An appreciation of currency or a strong currency (or possibly an overvalued currency) makes the domestic currency more valuable and, therefore, can be exchanged for a larger amount of foreign currency. An appreciation will have the following consequences on real economy:

(i) An appreciation of currency raises the price of exports and, therefore, the quantity of exports would fall. Since imports become cheaper, we may expect an increase in the quantity of imports. Combining these two effects together, the domestic aggregate demand falls and, therefore, economic growth is likely to be negatively impacted.

(ii) The outcome of appreciation also depends on the stage of the business cycle as well. If appreciation sets in during the recessionary phase, the result would be a further fall in aggregate demand and higher levels of unemployment. If the economy is facing a boom, an appreciation of domestic currency would trim down inflationary pressures and soften the rate of growth of the economy.

(iii) An appreciation may cause reduction in the levels of inflation because imports are cheaper. Lower price of imported capital goods, components and raw materials lead to decrease in cost of production which reflects on decrease in prices.
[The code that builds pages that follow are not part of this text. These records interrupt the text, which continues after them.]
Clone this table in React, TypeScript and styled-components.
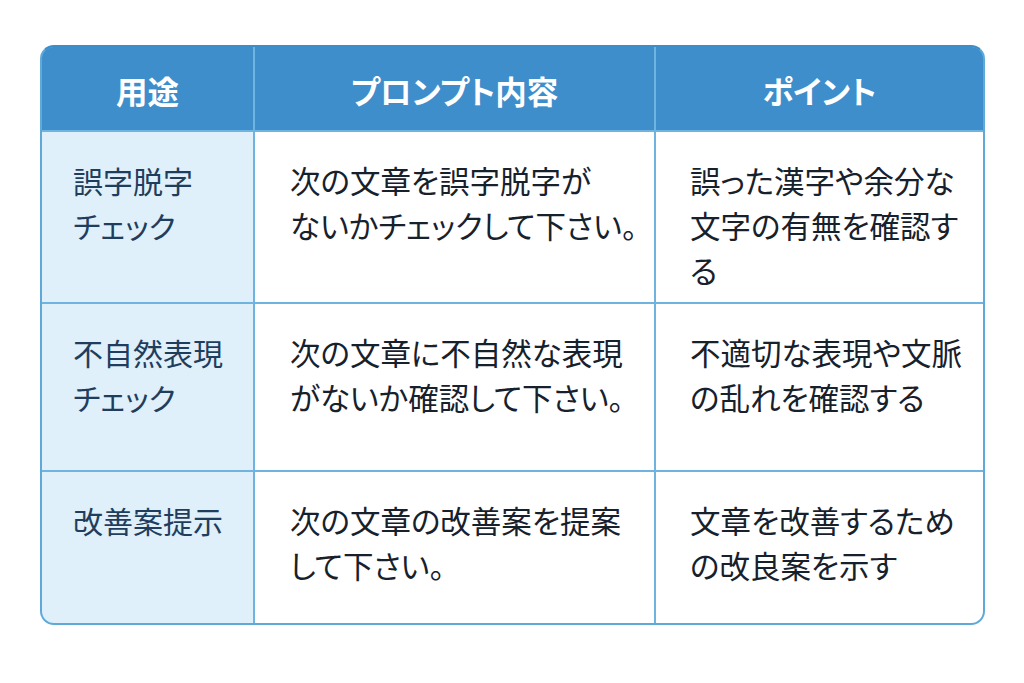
import React from "react";
import styled, { createGlobalStyle } from "styled-components";

const GlobalStyle = createGlobalStyle`
  body {
    margin: 0;
    background: #ffffff;
    font-family: "Noto Sans CJK JP", "Noto Sans", sans-serif;
  }
`;

const rows = [
  {
    use: ["誤字脱字", "チェック"],
    prompt: ["次の文章を誤字脱字が", "ないかチェックして下さい。"],
    point: ["誤った漢字や余分な", "文字の有無を確認す", "る"],
  },
  {
    use: ["不自然表現", "チェック"],
    prompt: ["次の文章に不自然な表現", "がないか確認して下さい。"],
    point: ["不適切な表現や文脈", "の乱れを確認する"],
  },
  {
    use: ["改善案提示"],
    prompt: ["次の文章の改善案を提案", "して下さい。"],
    point: ["文章を改善するため", "の改良案を示す"],
  },
];

function App() {
  return (
    <Page>
      <GlobalStyle />
      <Table>
        <HeadCell>用途</HeadCell>
        <HeadCell>プロンプト内容</HeadCell>
        <HeadCell>ポイント</HeadCell>
        {rows.map((row, i) => (
          <React.Fragment key={i}>
            <UseCell>
              {row.use.map((line) => (
                <Line key={line}>{line}</Line>
              ))}
            </UseCell>
            <BodyCell $pad={35}>
              {row.prompt.map((line) => (
                <Line key={line}>{line}</Line>
              ))}
            </BodyCell>
            <BodyCell $pad={34}>
              {row.point.map((line) => (
                <Line key={line}>{line}</Line>
              ))}
            </BodyCell>
          </React.Fragment>
        ))}
      </Table>
    </Page>
  );
}

const Page = styled.div`
  width: 1024px;
  height: 683px;
  padding: 45px 0 0 40px;
  box-sizing: border-box;
  background: #ffffff;
`;

const Table = styled.div`
  display: grid;
  grid-template-columns: 211px 399px 327px;
  grid-template-rows: 83px 170px 166px 151px;
  gap: 2px;
  width: 945px;
  box-sizing: border-box;
  border: 2px solid #5fa9d9;
  border-top-color: #3d8dcb;
  border-radius: 14px;
  overflow: hidden;
  background: #6fb4e1;
`;

const HeadCell = styled.div`
  display: flex;
  align-items: center;
  justify-content: center;
  background: #3e8ecc;
  color: #ffffff;
  font-size: 31.5px;
  font-weight: 700;
  font-feature-settings: "palt";
  padding-top: 2px;
`;

const BodyCell = styled.div<{ $pad: number }>`
  background: #ffffff;
  color: #17212c;
  font-size: 30.5px;
  line-height: 45px;
  font-feature-settings: "palt";
  padding: 26px 0 0 ${({ $pad }) => $pad}px;
  white-space: nowrap;
`;

const UseCell = styled.div`
  background: #dff0fa;
  color: #1f3e5e;
  font-size: 30px;
  line-height: 45px;
  font-feature-settings: "palt";
  padding: 26px 0 0 31px;
  white-space: nowrap;
`;

const Line = styled.div``;

export default App;
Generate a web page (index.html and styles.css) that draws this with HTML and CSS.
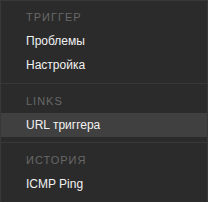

Additionally, decrease in aggregate demand tends to lower demand pull inflation. Living standards of people are likely to improve due to availability of cheaper consumer goods.

(iv) With increasing export prices, the competitiveness of domestic industry is adversely affected and, therefore, firms have greater incentives to introduce technological innovations and capital intensive production to cut costs to remain competitive.

(v) Increasing imports and declining exports are liable to cause larger deficits and worsen the current account. However, - the impact of appreciation on current account depends upon the elasticity of demand for exports and imports. Relatively inelastic demand for imports and exports may lead to an improvement in the current account position. Higher the price elasticity of demand for exports , greater would be the fall in demand and higher will be the fall in the aggregate value of exports. This will adversely affect the current account balance.

(vi) Loss of competitiveness will be insignificant if currency appreciation is because of strong fundamentals of the economy.

From the discussions in this unit, we understand that all countries would desire to have steady exchange rates to eliminate the risks and uncertainties associated with international trade and investments. However, nations may sometimes go in for tradeoffs with weaker exchange rate to stimulate exports and aggregate demand, or a stronger exchange rate to fight inflation. Learners may keep themselves well- informed on contemporary exchange rate developments and their implications on the economic welfare of countries.